Dashlane/dbt-invoke

Feature: Set case flag for names

BeadW opened this issue · 8 comments

BeadW commented

Seems like at the moment dbt-invoke is not doing any treatment to resource names.

Simple use case here is column naming coming from Snowflake.

It always comes back as upper case (unless quoted identifiers were on) and we have a lower case convention in our yaml and our sql.

It would be nice to be able to set a flag so that we conform the case of resources and columns.

BeadW commented

Adding to this one. When names are in a different case dbt-invoke treats them as being different causing it to nuke metadata. This might actually be a bug given that scenario.

BeadW commented

@robastel interested in your thoughts on expected behavior when the name in yaml is a different case to that of the column in the db.
For example a column id in yaml in snowflake is going to most likely be ID.
Currently this is treated as id is no longer in the object so its removed.
A new column called ID is added to the yaml.

Hi @BeadW, sorry my focus was away from dbt-invoke for a bit. Thanks for reporting this interesting issue.

In Snowflake, when using quoted identifiers, can you have multiple columns in the same table that would all be the same if converted to the same case?

  • For example: "mycolumn", "myColumn", and "MYCOLUMN"

Hi @robastel

Firstly - awesome tool.. we developed an in-house python script to pre-create YML files over a year ago (using information_schema from database, rather than thru DBT), but its a "first time only" thing as we haven't spent time sorting out preserving descriptions etc. dbt-invoke is likely going to replace it completely.

Can confirm the issue - dbt-invoke is nuking metadata from files with the enforced case change.
image

Info on DBT and snowflake quoting here: https://docs.getdbt.com/reference/project-configs/quoting#snowflake
(recommendation is to default quoting to false in dbt-project.yml to make using objects in snowflake much easier)
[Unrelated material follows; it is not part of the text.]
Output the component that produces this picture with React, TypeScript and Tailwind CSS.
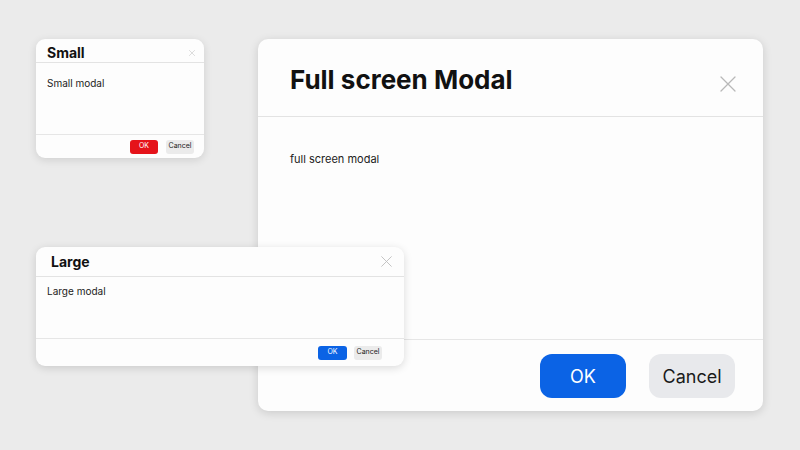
import React from "react";

function XIcon({ size, stroke = 1.5, color = "#b5b5b5" }: { size: number; stroke?: number; color?: string }) {
  return (
    <svg width={size} height={size} viewBox="0 0 16 16" fill="none">
      <path d="M1 1 L15 15 M15 1 L1 15" stroke={color} strokeWidth={stroke} strokeLinecap="round" />
    </svg>
  );
}

export default function App() {
  return (
    <div
      className="relative w-[800px] h-[450px] overflow-hidden bg-[#ebebeb]"
      style={{ fontFamily: "Inter, 'Noto Sans', sans-serif" }}
    >
      {/* Small modal */}
      <div className="absolute left-[36px] top-[39px] w-[168px] h-[119px] flex flex-col rounded-[9px] bg-[#fdfdfd] shadow-[0_2px_8px_rgba(0,0,0,0.12)] overflow-hidden">
        <div className="h-[24px] flex items-center justify-between pl-[11px] pr-[9px] pt-[5px] border-b border-[#e3e3e3]">
          <span className="text-[14px] font-bold text-[#111] leading-none">Small</span>
          <XIcon size={6} stroke={1.6} color="#c8c8c8" />
        </div>
        <div className="flex-1 pl-[11px] pt-[14px] text-[10px] leading-[12px] text-[#222]">Small modal</div>
        <div className="h-[24px] flex items-center justify-end gap-[8px] pr-[10px] border-t border-[#e6e6e6]">
          <div className="w-[28px] h-[14px] rounded-[3px] bg-[#e5131a] flex items-center justify-center text-[7px] text-white">OK</div>
          <div className="w-[28px] h-[14px] rounded-[3px] bg-[#ebebeb] flex items-center justify-center text-[7px] text-[#222]">Cancel</div>
        </div>
      </div>

      {/* Full screen modal */}
      <div className="absolute left-[258px] top-[39px] w-[505px] h-[372px] flex flex-col rounded-[10px] bg-[#fdfdfd] shadow-[0_2px_10px_rgba(0,0,0,0.14)] overflow-hidden">
        <div className="h-[78px] flex items-center justify-between pl-[32px] pr-[27px] pt-[4px] border-b border-[#e3e3e3]">
          <span className="text-[26px] font-bold text-[#111] leading-none">Full screen Modal</span>
          <div className="mt-[8px]"><XIcon size={16} stroke={1.3} color="#b8b8b8" /></div>
        </div>
        <div className="flex-1 pl-[32px] pt-[35px] text-[11px] leading-[14px] text-[#222]">full screen modal</div>
        <div className="h-[72px] flex items-center justify-end gap-[23px] pr-[28px] border-t border-[#e6e6e6]">
          <div className="w-[86px] h-[44px] rounded-[12px] bg-[#0b63e5] flex items-center justify-center text-[18px] text-white pt-[1px]">OK</div>
          <div className="w-[86px] h-[44px] rounded-[12px] bg-[#e8e9ec] flex items-center justify-center text-[18px] text-[#1a1a1a] pt-[1px]">Cancel</div>
        </div>
      </div>

      {/* Large modal */}
      <div className="absolute left-[36px] top-[247px] w-[368px] h-[119px] flex flex-col rounded-[9px] bg-[#fdfdfd] shadow-[0_2px_8px_rgba(0,0,0,0.14)] overflow-hidden">
        <div className="h-[30px] flex items-center justify-between pl-[15px] pr-[12px] border-b border-[#e3e3e3]">
          <span className="text-[14px] font-bold text-[#111] leading-none">Large</span>
          <XIcon size={11} stroke={1.3} color="#bdbdbd" />
        </div>
        <div className="flex-1 pl-[11px] pt-[8px] text-[10px] leading-[12px] text-[#222]">Large modal</div>
        <div className="h-[28px] flex items-center justify-end gap-[7px] pr-[22px] border-t border-[#e6e6e6]">
          <div className="w-[29px] h-[14px] rounded-[3px] bg-[#0b63e5] flex items-center justify-center text-[7px] text-white">OK</div>
          <div className="w-[28px] h-[14px] rounded-[3px] bg-[#ebebeb] flex items-center justify-center text-[7px] text-[#222]">Cancel</div>
        </div>
      </div>
    </div>
  );
}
And snowflake behaviour here: https://community.snowflake.com/s/article/Unquoted-object-names-are-stored-in-upper-case-letters

Hi @BeadW, sorry my focus was away from dbt-invoke for a bit. Thanks for reporting this interesting issue.

In Snowflake, when using quoted identifiers, can you have multiple columns in the same table that would all be the same if converted to the same case?
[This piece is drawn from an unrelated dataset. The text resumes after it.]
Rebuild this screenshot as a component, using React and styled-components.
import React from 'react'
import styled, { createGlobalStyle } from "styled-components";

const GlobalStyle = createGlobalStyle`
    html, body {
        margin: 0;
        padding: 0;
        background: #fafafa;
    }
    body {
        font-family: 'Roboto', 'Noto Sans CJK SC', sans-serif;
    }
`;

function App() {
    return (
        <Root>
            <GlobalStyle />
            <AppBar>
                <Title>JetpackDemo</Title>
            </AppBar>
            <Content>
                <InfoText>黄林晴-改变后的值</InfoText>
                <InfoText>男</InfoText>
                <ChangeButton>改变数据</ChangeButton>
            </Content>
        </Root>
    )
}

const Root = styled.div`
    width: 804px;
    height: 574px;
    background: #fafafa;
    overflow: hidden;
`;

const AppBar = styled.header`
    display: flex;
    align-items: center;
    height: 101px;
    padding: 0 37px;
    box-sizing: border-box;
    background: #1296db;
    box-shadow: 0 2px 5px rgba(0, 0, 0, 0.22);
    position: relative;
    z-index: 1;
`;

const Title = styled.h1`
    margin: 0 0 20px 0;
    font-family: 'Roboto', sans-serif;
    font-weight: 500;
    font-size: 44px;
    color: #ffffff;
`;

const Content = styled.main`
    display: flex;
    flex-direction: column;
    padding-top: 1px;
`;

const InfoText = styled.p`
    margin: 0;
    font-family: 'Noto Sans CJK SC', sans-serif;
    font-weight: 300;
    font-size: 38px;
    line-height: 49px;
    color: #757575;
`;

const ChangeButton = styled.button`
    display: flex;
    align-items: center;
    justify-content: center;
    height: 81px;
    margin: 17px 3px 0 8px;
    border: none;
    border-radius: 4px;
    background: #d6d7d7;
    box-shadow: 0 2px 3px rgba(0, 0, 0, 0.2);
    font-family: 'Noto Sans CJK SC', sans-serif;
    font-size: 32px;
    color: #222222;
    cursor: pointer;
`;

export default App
* For example: "mycolumn", "myColumn", and "MYCOLUMN"

@robastel intersting question, I'll go check manually and report back 🤓

Wow thats ugly.. (generated manually, not with DBT)

image

image

Thanks @HiltonDay for doing some research on this issue!

Given your Text_Case/text_case/TEXT_CASE example and the possible collisions that could result from altering the case of identifiers, I'm inclined to leave dbt-invoke's behavior as is.

I'll leave this issue open for a bit in case there are any further proposals to account for collisions.

Given the general propensity to snake case over all-caps, this is likely an issue for anyone using snowflake+dbt?

The default behaviour for snowflake is to turn off the case sensitivty for DBT (https://docs.getdbt.com/reference/project-configs/quoting#default).

Might I suggest adding the behaviour via a separate command line flag like "--ignore-case-sensitivity" so that the 99% of Snowflake users who are sane, might benefit from your tool? That way there's an explicit user opt-in at runtime to the behaviour, and no general risk of people murdering their documentation by accident? :)

My take is, any organisation who are overloading the same-named columns with other variations in case sensitivity, deserve all kinds of special punishment, but they're already doing that to their future selves, so agree that this shouldn't be a default behaviour.